To the Editors:
In October, 1968, a group of citizens were concerned about the Eighth Amendment rights of Eldridge Cleaver, author of Soul on Ice and a Black Panther official. His parole had been revoked because of his political associations. Thousands of dollars were needed to pay for legal expenses.
An ad hoc committee was formed and on November 20, 1968, an advertisement was placed in The New York Times requesting funds to defray legal costs and asking that letters and telegrams be sent to the California Adult Authority (Parole Board) demanding continuation of Cleaver’s parole and an end to his harassment. This ad was signed by some 140 people, most of whom are prominent in the field of writing and publishing.
A special account was opened for the committee by Sandra Levinson and Nathan H. Schwerner into which all funds received were deposited. Three withdrawals were made: (1) payment for the ad; (2) a small amount to pay for postage and stationery; (3) a check to Cleaver’s attorney. Several hundred dollars still remain on deposit.

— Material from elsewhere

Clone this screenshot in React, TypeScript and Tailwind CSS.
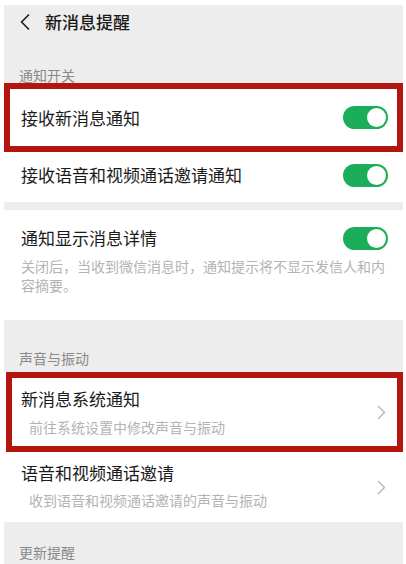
import React from "react";

const font = { fontFamily: '"Noto Sans CJK SC", "Noto Sans", sans-serif' };

function Toggle() {
  return (
    <div className="relative w-[45px] h-[23px] rounded-full bg-[#1cad5a] shrink-0">
      <div className="absolute right-[2px] top-[2px] w-[19px] h-[19px] rounded-full bg-white" />
    </div>
  );
}

function Chevron() {
  return (
    <svg width="9" height="15" viewBox="0 0 9 15" className="shrink-0">
      <polyline points="1.5,1.5 7.5,7.5 1.5,13.5" fill="none" stroke="#b5b5b5" strokeWidth="1.4" strokeLinecap="round" strokeLinejoin="round" />
    </svg>
  );
}

export default function App() {
  return (
    <div className="w-[406px] h-[564px] overflow-hidden bg-white pt-[5px] pl-[4px] pr-[3px]" style={font}>
      <div className="bg-[#ededed] h-full flex flex-col">
        {/* header */}
        <div className="h-[34px] flex items-center pl-[16px] shrink-0">
          <svg width="10" height="16" viewBox="0 0 10 16" className="shrink-0">
            <polyline points="8.5,1 1.5,8 8.5,15" fill="none" stroke="#222" strokeWidth="1.7" strokeLinecap="round" strokeLinejoin="round" />
          </svg>
          <span className="ml-[15px] text-[17px] leading-[24px] text-[#1a1a1a] font-medium">新消息提醒</span>
        </div>

        {/* section label */}
        <div className="h-[44px] flex items-end pl-[15px] shrink-0">
          <span className="text-[14px] leading-[16px] text-[#8a8a8a]">通知开关</span>
        </div>

        {/* red box row 1 */}
        <div className="h-[69px] border-[6px] border-[#b3160e] bg-white flex items-center justify-between pl-[11px] pr-[9px] shrink-0">
          <span className="text-[17px] leading-[24px] text-[#1a1a1a]">接收新消息通知</span>
          <Toggle />
        </div>

        {/* row 2 */}
        <div className="h-[50px] bg-white flex items-center justify-between pl-[17px] pr-[15px] pb-[4px] shrink-0">
          <span className="text-[17px] leading-[24px] text-[#1a1a1a]">接收语音和视频通话邀请通知</span>
          <Toggle />
        </div>

        <div className="h-[8px] shrink-0" />

        {/* row 3 */}
        <div className="h-[110px] bg-white pl-[17px] pr-[15px] pt-[16px] shrink-0">
          <div className="flex items-center justify-between">
            <span className="text-[17px] leading-[24px] text-[#1a1a1a]">通知显示消息详情</span>
            <Toggle />
          </div>
          <p className="mt-[7px] text-[14px] leading-[19px] text-[#b3b3b3]">
            关闭后，当收到微信消息时，通知提示将不显示发信人和内容摘要。
          </p>
        </div>

        {/* section label 2 */}
        <div className="h-[52px] flex items-end pl-[15px] pb-[6px] shrink-0">
          <span className="text-[14px] leading-[16px] text-[#8a8a8a]">声音与振动</span>
        </div>

        {/* red box 2 */}
        <div className="h-[80px] bg-white shrink-0 pl-[2px]">
          <div className="h-full border-[6px] border-[#b3160e] flex items-center justify-between pl-[9px] pr-[11px]">
            <div className="flex flex-col">
              <span className="text-[17px] leading-[24px] text-[#1a1a1a]">新消息系统通知</span>
              <span className="mt-[6px] pl-[8px] text-[14px] leading-[20px] text-[#b3b3b3]">前往系统设置中修改声音与振动</span>
            </div>
            <Chevron />
          </div>
        </div>

        {/* last row */}
        <div className="h-[70px] bg-white flex items-center justify-between pl-[17px] pr-[17px] shrink-0">
          <div className="flex flex-col mb-[3px]">
            <span className="text-[17px] leading-[24px] text-[#1a1a1a]">语音和视频通话邀请</span>
            <span className="mt-[5px] pl-[8px] text-[14px] leading-[20px] text-[#b3b3b3]">收到语音和视频通话邀请的声音与振动</span>
          </div>
          <Chevron />
        </div>

        {/* section label 3 */}
        <div className="pt-[22px] pl-[15px] shrink-0 text-[14px] leading-[16px] text-[#8a8a8a]">更新提醒</div>
      </div>
    </div>
  );
}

One year later, subpoenas were served on Miss Levinson and Mr. Schwerner to appear before a Federal Grand Jury in Philadelphia, Pennsylvania, with all books and records relating to the ad hoc committee. The subpoenas vaguely spoke of “possible violations” of mail-fraud statutes.
Legal assistance was sought and the National Emergency Civil Liberties Committee agreed to challenge the subpoenas on the basis of infringement of First Amendment rights. A Philadelphia attorney was needed and Leonard Boudin, General Counsel of NECLC, arranged with Henry W. Sawyer III to become the attorney of record for Levinson and Schwerner in this NECLC test case.
A stay was obtained while the issue of whether Mr. Schwerner and Miss Levinson must appear and provide records was litigated. The first legal round resulted in a major victory: the names of contributors would not have to be disclosed even if the two must ultimately appear. Thereupon, all records of receipts and disbursements (except names of contributors) were offered to the US attorney in lieu of appearance before the grand jury. This was refused.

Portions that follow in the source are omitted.